# Capspray air assisted finishishing



## Leader (Apr 6, 2007)

Hi U all,
I am new to this site but found it extremely interesting. We are in business for 9 years but still need advise from other pros. Did anyone used Capspray system - air assisted one. Any remarks???? We were useing Accuspray HVLP but found it hard to use with waterbase - finish quality is not there.:no:


----------



## johnjamesalaska (Dec 30, 2005)

The trick to hvlp's and latex, I've found, is to thin the heck out of your paint. Thin it more than usual. Like the consistancy of half and half cream/milk? Takes more coats but looks great.


----------



## Zip (Oct 20, 2005)

Seems to me that would ruin the chemical balance of the material.


----------



## johnjamesalaska (Dec 30, 2005)

Not at all, the water evaporates.


----------



## Traditions (Aug 22, 2006)

played with a capspray at a pro show recently. I want one. They were spraying pro classic unthinned through it.


----------



## Paintpimp (Nov 15, 2006)

*Air Assisted Airless*

When you said the air assisted airless by Capspray, are you talking about their Aircoat? Their is a big difference between the Aircoat and the CS series turbines. An aircoat takes an airless and combines it with an air compressor to give you the speed of an airless, but with the quality of an hvlp.


----------



## Humble Abode (Mar 19, 2005)

Paintpimp said:


> When you said the air assisted airless by Capspray, are you talking about their Aircoat? Their is a big difference between the Aircoat and the CS series turbines. An aircoat takes an airless and combines it with an air compressor to give you the speed of an airless, but with the quality of an hvlp.



Yea, and just to add to that with those units, such as the Air Coat, you shouldn't need to thin any coatings. But with the CS series you do.

Those air assisted sprayers are awesome, but very expensive...


----------



## Traditions (Aug 22, 2006)

the capspray (aircoat) isn't as expensive as my airless. I am really excited to add one to my arsenal of tools. They are really nice. Speed of an airless and finish of an hvlp!!!!! :thumbup: Does anyone use these for anything other than trim. heard of people using them on exteriors because of the less overspray?


----------



## Humble Abode (Mar 19, 2005)

Traditions said:


> the capspray (aircoat) isn't as expensive as my airless. I am really excited to add one to my arsenal of tools. They are really nice. Speed of an airless and finish of an hvlp!!!!! :thumbup: Does anyone use these for anything other than trim. heard of people using them on exteriors because of the less overspray?


How much was it?


----------



## Traditions (Aug 22, 2006)

around 1800 I think?


----------



## Leader (Apr 6, 2007)

Traditions said:


> played with a capspray at a pro show recently. I want one. They were spraying pro classic unthinned through it.
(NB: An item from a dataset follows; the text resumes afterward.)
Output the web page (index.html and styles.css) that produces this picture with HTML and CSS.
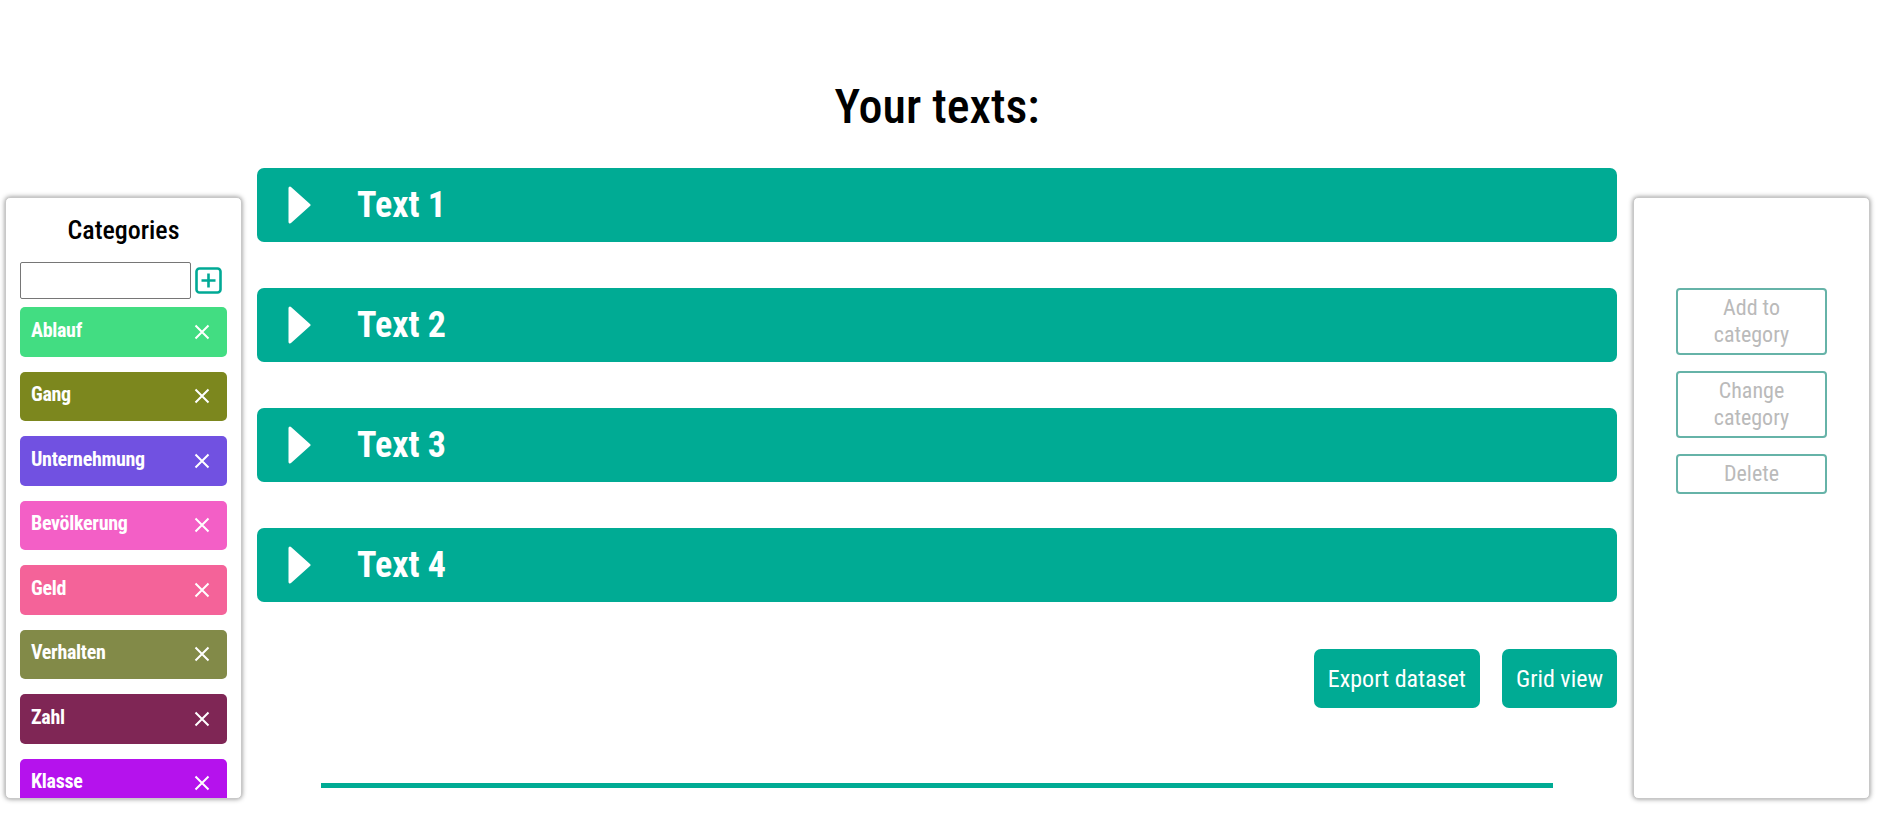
FILE: index.html
```html
<!DOCTYPE html>
<html lang="en">
<head>
<meta charset="utf-8">
<title>Your texts</title>
<link rel="stylesheet" href="styles.css">
</head>
<body>
<div class="page">
  <aside class="panel panel-left">
    <h2 class="panel-title">Categories</h2>
    <div class="new-cat">
      <input class="cat-input" type="text">
      <span class="add-btn">
        <svg width="27" height="27" viewBox="0 0 27 27"><rect x="1.5" y="1.5" width="24" height="24" rx="3" fill="none" stroke="#00a995" stroke-width="2.6"/><path d="M13.5 6.5v14M6.5 13.5h14" stroke="#00a995" stroke-width="2.6" fill="none"/></svg>
      </span>
    </div>
    <ul class="cat-list">
      <li class="cat" style="background:#42dd82"><span>Ablauf</span><svg class="x" viewBox="0 0 16 16"><path d="M1.5 1.5l13 13M14.5 1.5l-13 13"/></svg></li>
      <li class="cat" style="background:#7c871e"><span>Gang</span><svg class="x" viewBox="0 0 16 16"><path d="M1.5 1.5l13 13M14.5 1.5l-13 13"/></svg></li>
      <li class="cat" style="background:#7151e1"><span>Unternehmung</span><svg class="x" viewBox="0 0 16 16"><path d="M1.5 1.5l13 13M14.5 1.5l-13 13"/></svg></li>
      <li class="cat" style="background:#f35fc6"><span>Bevölkerung</span><svg class="x" viewBox="0 0 16 16"><path d="M1.5 1.5l13 13M14.5 1.5l-13 13"/></svg></li>
      <li class="cat" style="background:#f46399"><span>Geld</span><svg class="x" viewBox="0 0 16 16"><path d="M1.5 1.5l13 13M14.5 1.5l-13 13"/></svg></li>
      <li class="cat" style="background:#828a48"><span>Verhalten</span><svg class="x" viewBox="0 0 16 16"><path d="M1.5 1.5l13 13M14.5 1.5l-13 13"/></svg></li>
      <li class="cat" style="background:#7f2655"><span>Zahl</span><svg class="x" viewBox="0 0 16 16"><path d="M1.5 1.5l13 13M14.5 1.5l-13 13"/></svg></li>
      <li class="cat" style="background:#b512ed"><span>Klasse</span><svg class="x" viewBox="0 0 16 16"><path d="M1.5 1.5l13 13M14.5 1.5l-13 13"/></svg></li>
    </ul>
  </aside>

  <main class="main">
    <h1 class="title">Your texts:</h1>
    <div class="texts">
      <div class="text-card"><svg class="tri" viewBox="0 0 23 40"><path d="M2 3 L21 20 L2 37 Z"/></svg><span class="text-name">Text 1</span></div>
      <div class="text-card"><svg class="tri" viewBox="0 0 23 40"><path d="M2 3 L21 20 L2 37 Z"/></svg><span class="text-name">Text 2</span></div>
      <div class="text-card"><svg class="tri" viewBox="0 0 23 40"><path d="M2 3 L21 20 L2 37 Z"/></svg><span class="text-name">Text 3</span></div>
      <div class="text-card"><svg class="tri" viewBox="0 0 23 40"><path d="M2 3 L21 20 L2 37 Z"/></svg><span class="text-name">Text 4</span></div>
    </div>
    <div class="actions">
      <button class="btn">Export dataset</button>
      <button class="btn">Grid view</button>
    </div>
    <div class="rule"></div>
  </main>

  <aside class="panel panel-right">
    <button class="side-btn">Add to<br>category</button>
    <button class="side-btn">Change<br>category</button>
    <button class="side-btn">Delete</button>
  </aside>
</div>
</body>
</html>
```

FILE: styles.css
```css
* { box-sizing: border-box; }
html, body { margin: 0; padding: 0; background: #fff; }
body {
  font-family: "Roboto Condensed", Roboto, "Liberation Sans", sans-serif;
  font-stretch: condensed;
  color: #000;
  overflow: hidden;
  height: 814px;
}
.page {
  display: flex;
  align-items: flex-start;
  padding: 0 9px 0 5px;
  gap: 0;
}
.panel {
  width: 237px;
  height: 602px;
  margin-top: 197px;
  background: #fff;
  border: 1px solid #c8c8c8;
  border-radius: 5px;
  box-shadow: 0 0 5px rgba(0,0,0,0.45);
  overflow: hidden;
  flex: none;
}
.panel-left {
  padding: 17px 14px 0 14px;
}
.panel-title {
  margin: 0;
  font-size: 26px;
  line-height: 30px;
  font-weight: 500;
  text-align: center;
}
.new-cat {
  display: flex;
  align-items: center;
  gap: 4px;
  margin-top: 17px;
}
.cat-input {
  width: 171px;
  height: 37px;
  border: 1px solid #767676;
  border-radius: 2px;
  padding: 0 4px;
  margin: 0;
  font: inherit;
}
.add-btn { display: flex; width: 27px; height: 27px; }
.cat-list {
  list-style: none;
  margin: 8px 0 0 0;
  padding: 0;
  display: flex;
  flex-direction: column;
  gap: 15px;
}
.cat {
  height: 49.5px;
  border-radius: 5px;
  display: flex;
  align-items: center;
  justify-content: space-between;
  padding: 0 17px 0 11px;
  color: #fff;
  font-weight: 700;
  font-size: 20px;
  letter-spacing: -0.3px;
  flex: none;
}
.cat span { margin-top: -4px; }
.x {
  width: 16px;
  height: 16px;
  stroke: #fff;
  stroke-width: 2;
  fill: none;
}
.main {
  width: 1360px;
  margin: 0 16px 0 15px;
  flex: none;
}
.title {
  margin: 79px 0 0 0;
  font-size: 48px;
  line-height: 56px;
  font-weight: 500;
  text-align: center;
}
.texts {
  margin-top: 33px;
  display: flex;
  flex-direction: column;
  gap: 46px;
}
.text-card {
  height: 74px;
  background: #00ab94;
  border-radius: 7px;
  display: flex;
  align-items: center;
  padding-left: 31px;
  color: #fff;
}
.tri { width: 23px; height: 40px; fill: #fff; stroke: #fff; stroke-width: 3; stroke-linejoin: round; }
.text-name {
  margin-left: 46px;
  font-size: 36px;
  font-weight: 700;
}
.actions {
  display: flex;
  justify-content: flex-end;
  gap: 22px;
  margin-top: 47px;
}
.btn {
  height: 59px;
  padding: 0 14px;
  border: none;
  border-radius: 7px;
  background: #00ab94;
  color: #fff;
  font-family: inherit;
  font-stretch: condensed;
  font-size: 24px;
  font-weight: 400;
}
.rule {
  height: 5px;
  background: #00ab94;
  margin: 75px 64px 0 64px;
}
.panel-right {
  display: flex;
  flex-direction: column;
  align-items: center;
  gap: 16px;
  padding-top: 90px;
}
.side-btn {
  width: 151px;
  border: 2px solid #66b3a8;
  border-radius: 4px;
  background: #fff;
  color: #bababa;
  font-family: inherit;
  font-stretch: condensed;
  font-weight: 400;
  font-size: 22px;
  line-height: 27px;
  padding: 4px 0 5px 0;
}
```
 We must have gone to the same show. That's why I am looking for more inside on Cap Spray not only what rep says. 


HOW IS IT IN REAL USE MAINTENECE CLEANING USAGE AT ALL.:clap:


----------



## Traditions (Aug 22, 2006)

you in illinois "Leader"


----------



## Leader (Apr 6, 2007)

Yeah, Chicago's NW suburbs. Hi.
I will not be able to reply until next Tuesday


HAVE A NICE EASTER EVERYBODY AND THANKS FOR YOUR ADVICE:thumbsup: .


----------



## Humble Abode (Mar 19, 2005)

Traditions said:


> around 1800 I think?



Well that's not bad at all... I was going to spend $1200 on a CS9100. I might as well get an air assisted if it is the same quality and better speed.

Does anyone know how much the new CS9900 is going to cost... I suppose I could ask my sprayer guy...


----------



## SprayMan (Dec 14, 2005)

*Accuspray*

I have an Accuspray 240 C 8psi.
I shoot a lot of acrylics with a 10 air cap and 51 needle and get great results. The trick to spraying latex is atomization and the 240c dose the trick.
Richard


----------



## premierpainter (Dec 29, 2006)

I have an Aircoat if anyone is interested. I am going to sell it here or on E-Bay. Graco now makes a great air assisted pump for all trim and fine work.


----------



## David Welch (Apr 20, 2008)

:clap:
I have an air assisted air coat and i love it. Ive had it three years and i use 

it for just about everything from trim to siding and its great for under decks.

You need to keep it clean and make sure the filters are clean and the right 

size. Im excited about the new gun because the worst thing I found with 

the aircoat was cleanining the tip:furious: when clogged. I would recommend this 

sprayer in fact i just bought a second machine at the milwaukee sherwinn 

williams show. Make sure to get instructions on air pressure and material 

pressure thats the key to make life easier:thumbup:


----------



## Jonesey (Jul 7, 2006)

The 9900 is running around 1300 if I remember right.


----------



## BKFranks (Feb 19, 2008)

I was working with a painter/stainer that bought one of those aircoat systems at the end of last year. It worked really well. The finish was incredibly smooth. I think he paid $2000. He finished all my cabinets and they turned out great.


----------